Analysis: Section 66(5) required the Tribunal to pass such orders as were necessary to dispose of the case conformably to the High Court's judgment. That power was not confined to a merely formal order, but extended to whatever order was necessary to give effect to the judgment within the limits of the case. The Department's case that part of the sale proceeds had been received in British India had already been found by the Income-tax Officer on the material then before him, even though no separate taxation on receipt basis had been made because the same sales had been brought to tax on accrual basis under section 4(1)(c). Once the accrual basis failed, the situation became one in which the assessment could lawfully be reconsidered on the footing of receipt, and the Tribunal could direct the Income-tax Officer to make the necessary enquiry and revise the assessment. This did not amount to introducing a new case or circumventing the earlier judgment.

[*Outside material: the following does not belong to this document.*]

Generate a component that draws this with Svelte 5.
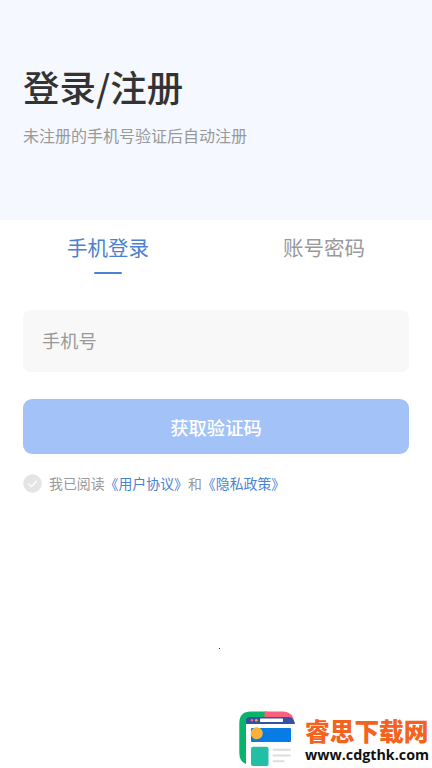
<script lang="ts">
  const tabs = ['手机登录', '账号密码']

  let active = $state(0)
  let agreed = $state(false)
</script>

<main class="page">
  <header class="hero">
    <h1>登录/注册</h1>
    <p>未注册的手机号验证后自动注册</p>
  </header>

  <nav class="tabs">
    {#each tabs as tab, i}
      <button class="tab" class:active={active === i} onclick={() => (active = i)}>{tab}</button>
    {/each}
  </nav>

  <section class="form">
    <input class="phone" type="tel" placeholder="手机号" />
    <button class="submit">获取验证码</button>

    <div class="agreement">
      <button class="check" class:agreed aria-label="同意" onclick={() => (agreed = !agreed)}>
        <svg viewBox="0 0 19 19">
          <circle cx="9.5" cy="9.5" r="9.3" fill="currentColor" />
          <path d="M5.5 9.8l2.9 2.8 5.5-5.8" fill="none" stroke="#fff" stroke-width="1.3" />
        </svg>
      </button>
      <span class="terms">我已阅读<a href="#terms">《用户协议》</a>和<a href="#privacy">《隐私政策》</a></span>
    </div>
  </section>

  <i class="dot"></i>

  <footer class="brand">
    <svg class="logo" viewBox="0 0 58 56">
      <path d="M12 0.5H28L26 8H12V54.5Q0.3 53 0.3 42V12Q0.3 0.5 12 0.5Z" fill="#08b36b" />
      <path d="M25.5 0.5H45Q54 1 55.5 12H25.5Z" fill="#fa5f7e" />
      <path d="M7 13V10Q7 6 11 6H50Q54.5 6 56 13Z" fill="#3551a4" />
      <rect x="21" y="7.5" width="23" height="3.5" rx="0.7" fill="#fff" />
      <circle cx="13" cy="9.3" r="1.3" fill="#fa5f7e" />
      <circle cx="17.3" cy="9.3" r="1.3" fill="#f9b233" />
      <path d="M7 13H56V55H7Z" fill="#fff" />
      <rect x="12" y="17" width="40" height="14" rx="1" fill="#087ce5" />
      <circle cx="17.8" cy="22.3" r="6" fill="#f9b233" />
      <rect x="12" y="35.7" width="17.5" height="19.3" rx="2" fill="#22bfa5" />
      <path d="M34.5 38.7H51M34.5 44.6H51M34.5 50.3H44.5" fill="none" stroke="#dcdde0" stroke-width="2" stroke-linecap="round" />
    </svg>
    <div class="brand-text">
      <strong>睿思下载网</strong>
      <span>www.cdgthk.com</span>
    </div>
  </footer>
</main>

<style>
  :global(body) {
    background: #fff;
  }

  .page {
    position: relative;
    height: 768px;
    overflow: hidden;
    font-family: 'Liberation Sans', 'Noto Sans CJK SC', sans-serif;
    color: #999;
  }
  button,
  input {
    padding: 0;
    border: 0;
    background: none;
    font: inherit;
    color: inherit;
  }

  .hero {
    box-sizing: border-box;
    height: 220px;
    padding: 61px 23px 0;
    background: #f5f8ff;
  }
  h1 {
    margin: 0;
    font-family: 'Noto Sans CJK SC', sans-serif;
    font-size: 36.5px;
    font-weight: 500;
    line-height: 52px;
    color: #333;
  }
  .hero p {
    margin: 12px 0 0;
    font-size: 16px;
    line-height: 24px;
  }

  .tabs {
    display: flex;
  }
  .tab {
    position: relative;
    flex: 1;
    height: 56px;
    padding-bottom: 2px;
    font-size: 20.5px;
  }
  .tab.active {
    color: #4a82d0;
  }
  .tab.active::after {
    content: '';
    position: absolute;
    bottom: 2px;
    left: 50%;
    width: 28px;
    height: 2px;
    border-radius: 1px;
    background: #4a82d0;
    transform: translateX(-50%);
  }

  .form {
    display: flex;
    flex-direction: column;
    padding: 34px 23px 0;
  }
  .phone {
    box-sizing: border-box;
    height: 62px;
    padding: 3px 19px 0;
    border-radius: 8px;
    background: #f8f8f8;
    font-size: 18.2px;
  }
  .phone::placeholder {
    color: #999;
  }
  .submit {
    height: 55px;
    margin-top: 27px;
    border-radius: 9px;
    background: #a3c3f8;
    font-family: 'Noto Sans CJK SC', sans-serif;
    font-size: 18.3px;
    font-weight: 500;
    color: #fff;
  }
  .agreement {
    display: flex;
    align-items: center;
    gap: 7px;
    margin-top: 17px;
  }
  .check {
    width: 19px;
    height: 19px;
    color: #e4e4e4;
  }
  .check.agreed {
    color: #4a82d0;
  }
  .check svg {
    display: block;
  }
  .terms {
    padding-top: 2px;
    font-size: 13.9px;
    line-height: 22px;
    white-space: nowrap;
  }
  .terms a {
    color: #4a82d0;
    text-decoration: none;
  }

  .dot {
    position: absolute;
    top: 648px;
    left: 219px;
    width: 1px;
    height: 1px;
    background: #333;
  }

  .brand {
    position: absolute;
    right: 0;
    bottom: 0;
    display: flex;
    gap: 8px;
    width: 193px;
    height: 57px;
  }
  .logo {
    flex: none;
    width: 58px;
    height: 56px;
  }
  .brand-text {
    display: flex;
    flex-direction: column;
    padding-top: 5px;
    white-space: nowrap;
  }
  .brand-text strong {
    font-family: 'Noto Sans CJK SC', sans-serif;
    font-size: 24.7px;
    font-weight: 900;
    line-height: 29px;
    color: #f4631e;
  }
  .brand-text span {
    font-family: 'Open Sans', sans-serif;
    font-size: 14.3px;
    font-weight: 700;
    line-height: 20px;
    color: #111;
  }
</style>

Conclusion: The Tribunal had jurisdiction to make the remand order and its action was valid.
Final Conclusion: The writ petition failed because the Tribunal's order directing reconsideration of the receipt-basis taxability of the sale proceeds was within the powers conferred by section 66(5).
Ratio Decidendi: Under section 66(5) of the Income-tax Act, the Tribunal may make whatever consequential order is necessary to dispose of the case in conformity with the High Court's judgment, including a remand for fresh assessment on an alternative basis already supported by the record, so long as no new case is introduced.